Fill the bath or five-gallon utility bucket with cold water deep enough to fully cover your jeans. You may need to push the jeans down a few times to remove any air pockets and keep them from floating on the surface. Add a capful of the natural soap of your choice (we’re big fans of Juniper Ridge or Dr. Bronner’s), and let your jeans soak for an hour or so, flipping them over and agitating by hand every 15 to 20 minutes. Drain the water, then give your jeans a rinse in clean, cold water to remove any soap residue. (Note: If you use your bathtub for this, it’ll definitely be left with some indigo stains, which is a great opportunity to clean it afterward and score some points with whomever you live with.)
When machine washing, I suggest using a detergent with no optical whiteners (most scent-free or natural detergents are good for this). Set the machine to cold, gentle wash, and if possible, disable the spin cycle—forcing the jeans against the outside of the drum can lead to creases or other unusual wear patterns that some folks aren’t fans of.
Regardless of how you wash your jeans, I recommend hanging them to dry if possible. I lay my jeans flat on an old towel and then roll it up (burrito style) to absorb excess water first, then I let them hang dry outdoors or in a space with good airflow. If you do need to put them in a dryer, it’s best to use a low-heat setting and remove them as soon as they are dry.
If you’re wearing the same pair of jeans every day, try hanging them up from a ladder rack overnight. This will allow the fabric to breathe between wears (vs. folding them and sticking them in a drawer) and will also prevent any creases from forming.
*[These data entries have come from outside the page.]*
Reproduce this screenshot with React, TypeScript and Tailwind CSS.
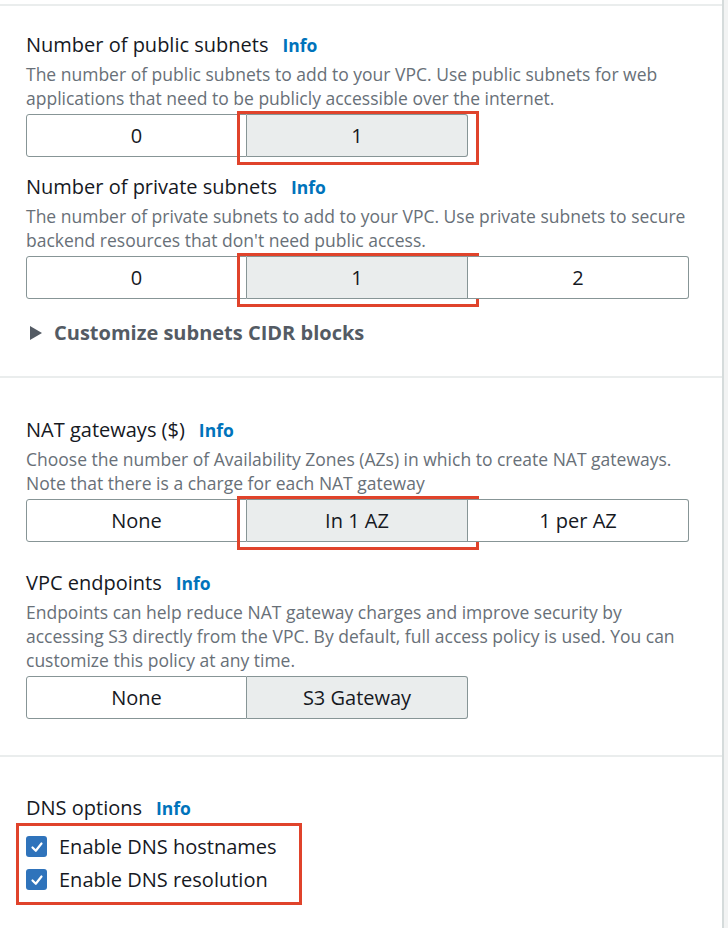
import React from "react";

const font = { fontFamily: '"Open Sans", "Liberation Sans", sans-serif' };

function Info() {
  return <span className="ml-[14px] text-[17.5px] font-bold text-[#0073bb]">Info</span>;
}

function Label({ text }: { text: string }) {
  return (
    <div className="flex items-baseline text-[20px] leading-[26px] text-[#16191f]">
      <span>{text}</span>
      <Info />
    </div>
  );
}

function Desc({ children }: { children: React.ReactNode }) {
  return <p className="mt-[4px] w-[676px] text-[17.5px] leading-[24px] text-[#687078]">{children}</p>;
}

function Segmented({
  options,
  selected,
  highlight,
}: {
  options: string[];
  selected: number;
  highlight?: boolean;
}) {
  return (
    <div className="mt-[4px] flex">
      {options.map((o, i) => {
        const sel = i === selected;
        return (
          <div
            key={o}
            className={
              "relative flex h-[43px] w-[221px] items-center justify-center border-y border-[#879596] text-[20px] leading-[26px] text-[#16191f] " +
              (i === 0 ? "rounded-l-[3px] border-l " : "") +
              (i === options.length - 1 ? "rounded-r-[3px] border-r " : "border-r ") +
              (sel ? "bg-[#eaeded]" : "bg-white")
            }
          >
            {o}
            {sel && highlight && (
              <div className="absolute -top-[4px] -bottom-[9px] -left-[10px] -right-[12px] border-[3px] border-[#e0432b]" />
            )}
          </div>
        );
      })}
    </div>
  );
}

function Check({ label }: { label: string }) {
  return (
    <div className="flex h-[33px] items-center">
      <span className="flex h-[21px] w-[21px] items-center justify-center rounded-[3px] bg-[#2f73bb]">
        <svg width="14" height="14" viewBox="0 0 14 14" fill="none">
          <path d="M2.5 7.5 L5.8 10.8 L11.5 3.5" stroke="white" strokeWidth="2.2" strokeLinecap="round" strokeLinejoin="round" />
        </svg>
      </span>
      <span className="ml-[12px] text-[20px] leading-[26px] text-[#16191f]">{label}</span>
    </div>
  );
}

export default function App() {
  return (
    <div className="flex min-h-[928px] bg-[#f2f3f3]" style={font}>
      <div className="w-[724px] border-r-2 border-[#d5dbdb] bg-white">
        <div className="mt-[4px] border-t-2 border-[#eaeded] pl-[26px] pt-[26px]">
          <Label text="Number of public subnets" />
          <Desc>
            The number of public subnets to add to your VPC. Use public subnets for web applications that need to be
            publicly accessible over the internet.
          </Desc>
          <Segmented options={["0", "1"]} selected={1} highlight />

          <div className="mt-[17px]">
            <Label text="Number of private subnets" />
          </div>
          <Desc>
            The number of private subnets to add to your VPC. Use private subnets to secure backend resources that
            don't need public access.
          </Desc>
          <Segmented options={["0", "1", "2"]} selected={1} highlight />

          <div className="mt-[21px] flex items-center text-[20px] font-bold leading-[26px] text-[#545b64]">
            <svg width="14" height="16" viewBox="0 0 14 16" className="ml-[3px] mr-[11px]">
              <path d="M1 1 L13 8 L1 15 Z" fill="#545b64" />
            </svg>
            Customize subnets CIDR blocks
          </div>
          <div className="h-[30px]" />
        </div>

        <div className="border-t-2 border-[#eaeded] pl-[26px] pt-[39px]">
          <Label text="NAT gateways ($)" />
          <Desc>
            Choose the number of Availability Zones (AZs) in which to create NAT gateways. Note that there is a charge
            for each NAT gateway
          </Desc>
          <Segmented options={["None", "In 1 AZ", "1 per AZ"]} selected={1} highlight />

          <div className="mt-[28px]">
            <Label text="VPC endpoints" />
          </div>
          <Desc>
            Endpoints can help reduce NAT gateway charges and improve security by accessing S3 directly from the VPC. By
            default, full access policy is used. You can customize this policy at any time.
          </Desc>
          <div className="mt-[3px]">
            <Segmented options={["None", "S3 Gateway"]} selected={1} />
          </div>
          <div className="h-[36px]" />
        </div>

        <div className="border-t-2 border-[#eaeded] pl-[26px] pt-[38px]">
          <Label text="DNS options" />
          <div className="relative mt-[9px] w-fit pr-[25px]">
            <Check label="Enable DNS hostnames" />
            <Check label="Enable DNS resolution" />
            <div className="absolute -top-[7px] -bottom-[9px] -left-[10px] right-0 border-[3px] border-[#e0432b]" />
          </div>
        </div>
      </div>
    </div>
  );
}
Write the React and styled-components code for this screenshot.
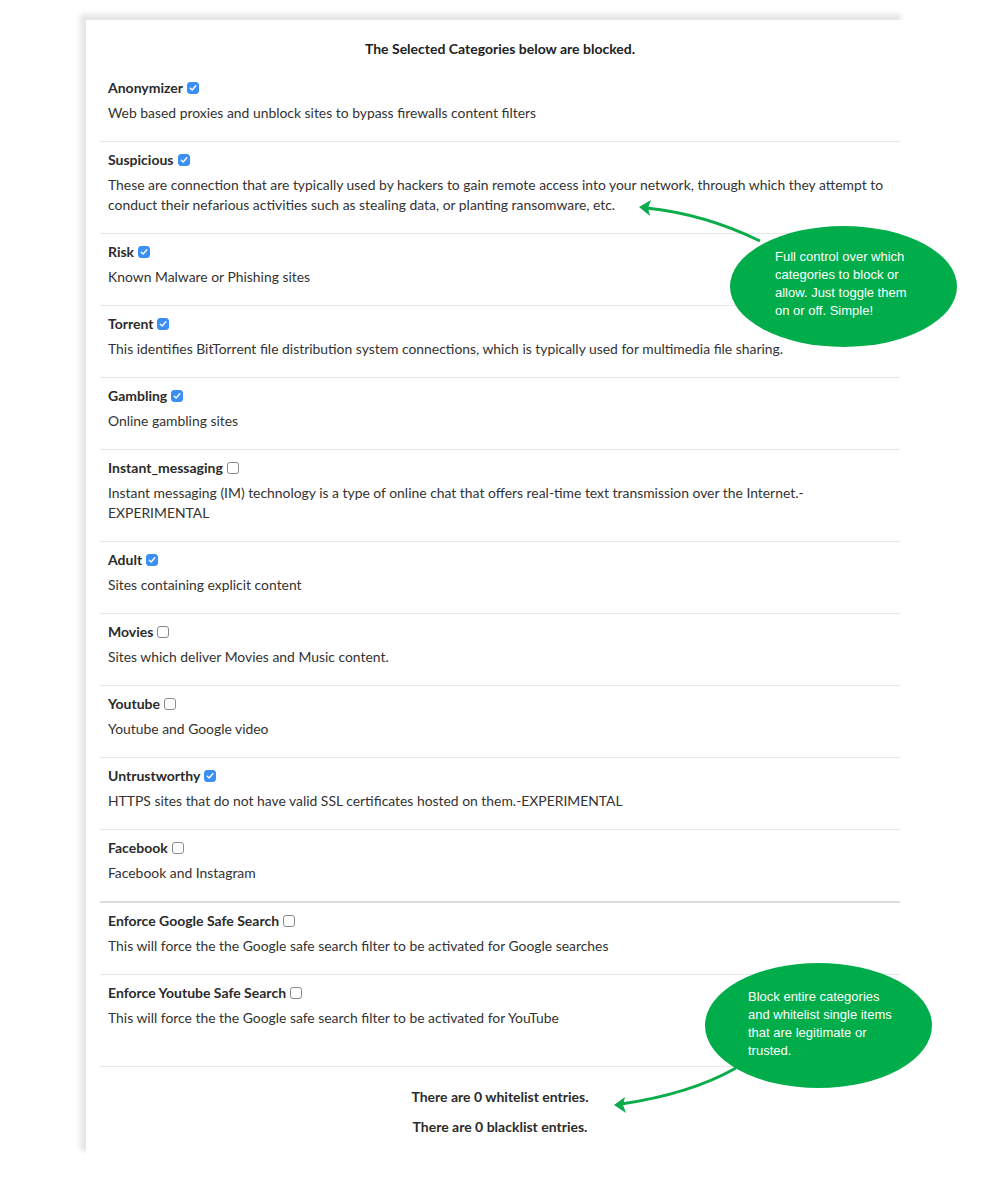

And keep in mind, for any raw (not pre-washed) pair of jeans, the indigo dye will transfer to any surface it comes into contact with, at least until after the first few washes. Be aware of this when wearing white sneakers, suede boots, or lighter-colored tees.
Wear and Repair
With any cotton garment, rips, tears, and holes are a matter of when rather than if—it’s a natural feature of the fabric. Jeans are no exception: The most common culprit is the dreaded crotch blowout. Due to the construction of jeans and friction from day-to-day use, the crotch or inner thigh is usually the first place to wear through. But there are a few things you can do to delay that eventuality.
One major factor is the fit: If you’re trying to prolong the life of your jeans, I’d recommend trying to find a pair that fits slightly looser in the top block. If you can’t fit your hand into the front pockets or take the stairs two at a time, there’s a good chance the thigh is a bit too constricting. Similarly, if you find yourself constantly having to pull the belt loops to hike the jeans up while you’re trying them on, you may want to find a pair with a higher rise.
Another big factor is the activity level of the wearer. Bicycling is the biggest contributor here—if you’re riding your bike in jeans every day, you’re pretty much guaranteed to blow out the crotch in less than a year.
The good news: Due to the sturdy fabric and straightforward construction, jeans are one of the easiest articles of clothing to repair. Below, I’ve got three options for getting your jeans fixed up when the time comes.
If you have access to a sewing machine, our friends at Heddels put together a great step-by-step DIY repair guide. My first-ever pair of nicer jeans was from Naked & Famous, and I was able to patch up a half dozen rips and tears and keep them in the rotation for several years with this guide.
DIY by Hand Repair
For a more leisurely approach, you can also try sashiko (literally, “little stabs”), a traditional Japanese mending method. Brooklyn-based brand Apprvl sells a repair kit that will give you everything you need to get started. While sashiko repairs can be time-consuming, there’s something satisfying about mending by hand (it’s also a great activity to do while catching up on your podcasts), and it adds a truly unique detail to your jeans.
Finally, if you have a pair that you want to get back to as close to new as humanly possible without losing the broken-in, beaten-up quality that you love, send them off to the denim repair wizard at Indigo Proof. Fair warning: As a one-person shop, the wait times are long and the prices aren’t cheap, but their work is absolutely amazing.